Health officials are warning residents in Flagstaff, Arizona to avoid contact with fleas after several specimens tested positive for the Black Plague. Officials say the disease was found in the fleas from dead prairie dogs in the northern edge of Flagstaff. This disease, as you may already know, was responsible for killing an estimated 60% of the European population during the dark ages. While it’s highly unlikely that we’ll experience an epidemic of this magnitude, the Black Plaque remains a concern among Arizona health officials.
The Black Plaque was caused by the bacterium Yersinia pestis.
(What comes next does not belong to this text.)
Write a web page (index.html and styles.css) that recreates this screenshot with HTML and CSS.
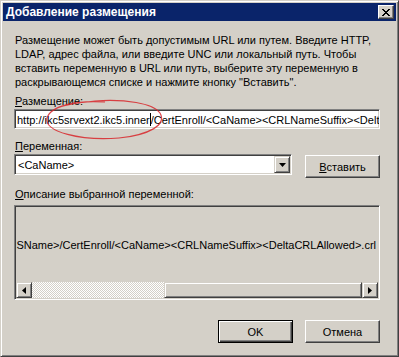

Scientists initially thought rats were responsible for transmitting the bacterium to humans; however, it was later discovered that fleas on the rats carried it. When an infected flea fell off a rat and bit a human, the human would be at risk for catching the potentially deadly disease. This is why it’s important for individuals and families to take the necessary precautions to keep these blood-sucking parasites away.
Symptoms of the Bubonic Plaque vary from patient to patient, but some of the most commonly reported symptoms include enlargement of lymph glands (usually occurs near the flea bite), fever, chills and muscle cramps. If left untreated, Bubonic Plague can spread into the blood stream or even the lungs, causing pneumonic plague. These complications are typically what makes this disease deadly. The good news is that modern-day infrastructures, sanitary conditions and antibiotics make the possibility of another Black Plague epidemic highly unlikely.
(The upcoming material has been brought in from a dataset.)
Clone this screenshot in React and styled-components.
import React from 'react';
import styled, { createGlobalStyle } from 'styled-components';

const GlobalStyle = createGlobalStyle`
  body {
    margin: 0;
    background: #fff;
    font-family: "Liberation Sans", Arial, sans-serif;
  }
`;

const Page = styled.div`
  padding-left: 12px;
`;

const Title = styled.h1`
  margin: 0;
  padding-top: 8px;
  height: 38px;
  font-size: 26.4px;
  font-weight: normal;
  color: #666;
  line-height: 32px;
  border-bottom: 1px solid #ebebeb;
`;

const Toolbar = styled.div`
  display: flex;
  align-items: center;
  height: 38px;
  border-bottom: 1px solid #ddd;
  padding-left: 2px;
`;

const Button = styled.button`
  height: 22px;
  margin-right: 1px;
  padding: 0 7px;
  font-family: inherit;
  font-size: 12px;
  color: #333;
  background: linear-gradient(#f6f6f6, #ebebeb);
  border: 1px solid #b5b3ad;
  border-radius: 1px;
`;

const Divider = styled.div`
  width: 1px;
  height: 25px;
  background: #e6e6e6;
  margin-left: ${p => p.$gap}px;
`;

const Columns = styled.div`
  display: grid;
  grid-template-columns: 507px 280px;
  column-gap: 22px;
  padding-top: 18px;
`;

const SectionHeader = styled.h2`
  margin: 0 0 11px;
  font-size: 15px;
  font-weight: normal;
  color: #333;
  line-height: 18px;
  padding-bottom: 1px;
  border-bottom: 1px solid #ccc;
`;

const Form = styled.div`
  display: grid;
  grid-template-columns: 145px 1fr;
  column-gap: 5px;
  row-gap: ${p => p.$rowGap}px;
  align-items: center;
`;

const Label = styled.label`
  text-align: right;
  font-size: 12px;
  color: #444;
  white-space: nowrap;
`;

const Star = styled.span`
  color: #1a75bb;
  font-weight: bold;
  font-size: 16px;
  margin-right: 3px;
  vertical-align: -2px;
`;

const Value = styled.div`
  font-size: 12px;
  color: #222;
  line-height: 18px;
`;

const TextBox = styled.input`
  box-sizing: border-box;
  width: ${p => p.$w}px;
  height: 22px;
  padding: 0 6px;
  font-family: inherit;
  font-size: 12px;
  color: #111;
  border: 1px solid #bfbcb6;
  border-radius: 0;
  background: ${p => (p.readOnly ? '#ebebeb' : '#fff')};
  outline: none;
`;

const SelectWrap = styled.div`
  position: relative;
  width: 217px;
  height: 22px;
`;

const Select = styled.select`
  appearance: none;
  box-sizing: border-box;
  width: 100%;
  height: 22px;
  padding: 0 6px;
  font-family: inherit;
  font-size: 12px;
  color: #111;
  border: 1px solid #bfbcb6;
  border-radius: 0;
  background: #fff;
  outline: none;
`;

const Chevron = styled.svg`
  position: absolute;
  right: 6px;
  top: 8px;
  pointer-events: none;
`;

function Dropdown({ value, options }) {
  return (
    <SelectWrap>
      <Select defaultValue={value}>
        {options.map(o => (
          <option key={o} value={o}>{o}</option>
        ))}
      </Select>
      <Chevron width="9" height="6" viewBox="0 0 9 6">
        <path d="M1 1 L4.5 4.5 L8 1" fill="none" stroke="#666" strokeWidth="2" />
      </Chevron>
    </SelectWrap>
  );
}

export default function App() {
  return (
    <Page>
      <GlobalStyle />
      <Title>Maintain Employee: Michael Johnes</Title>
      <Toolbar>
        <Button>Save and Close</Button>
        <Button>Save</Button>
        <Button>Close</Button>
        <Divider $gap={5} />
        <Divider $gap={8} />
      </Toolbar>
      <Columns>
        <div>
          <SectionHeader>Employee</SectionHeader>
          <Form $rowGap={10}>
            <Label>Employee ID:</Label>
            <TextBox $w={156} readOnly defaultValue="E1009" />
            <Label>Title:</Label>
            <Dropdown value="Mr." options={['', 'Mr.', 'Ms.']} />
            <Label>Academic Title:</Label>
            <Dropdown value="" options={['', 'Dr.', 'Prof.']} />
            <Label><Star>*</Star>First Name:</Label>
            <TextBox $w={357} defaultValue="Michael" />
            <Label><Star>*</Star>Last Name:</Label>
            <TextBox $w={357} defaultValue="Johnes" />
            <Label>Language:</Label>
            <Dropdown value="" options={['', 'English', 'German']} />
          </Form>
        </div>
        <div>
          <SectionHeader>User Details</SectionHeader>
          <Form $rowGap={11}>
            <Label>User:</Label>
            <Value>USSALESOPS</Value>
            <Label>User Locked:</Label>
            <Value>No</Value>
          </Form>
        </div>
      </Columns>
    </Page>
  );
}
Of course, health officials advise Flagstaff residents to avoid touching dead prairie dogs, squirrels, foxes or other animals. If the animal contains fleas, it could transmit the Bubonic Plague. Applying a deet-based insect repellent may offer some protection against disease-carrying fleas. If you notice any dead animals in a public park or recreational facility, contact Yavapai County Environmental Health Services at 928-771-3149.
“Visitors to recreational areas should not feed wild animals, not leave edible trash out where wild animals can get to it, avoid camping or picnicking in the immediate vicinity of ground squirrels or prairie dog burrows, and should avoid taking pets into areas where they could be exposed to fleas. If you must take your pet into areas with fleas, please ensure your pet has appropriate flea control and vaccinations, as recommended by a veterinarian,” wrote David Mcatee of PrescottNews.com.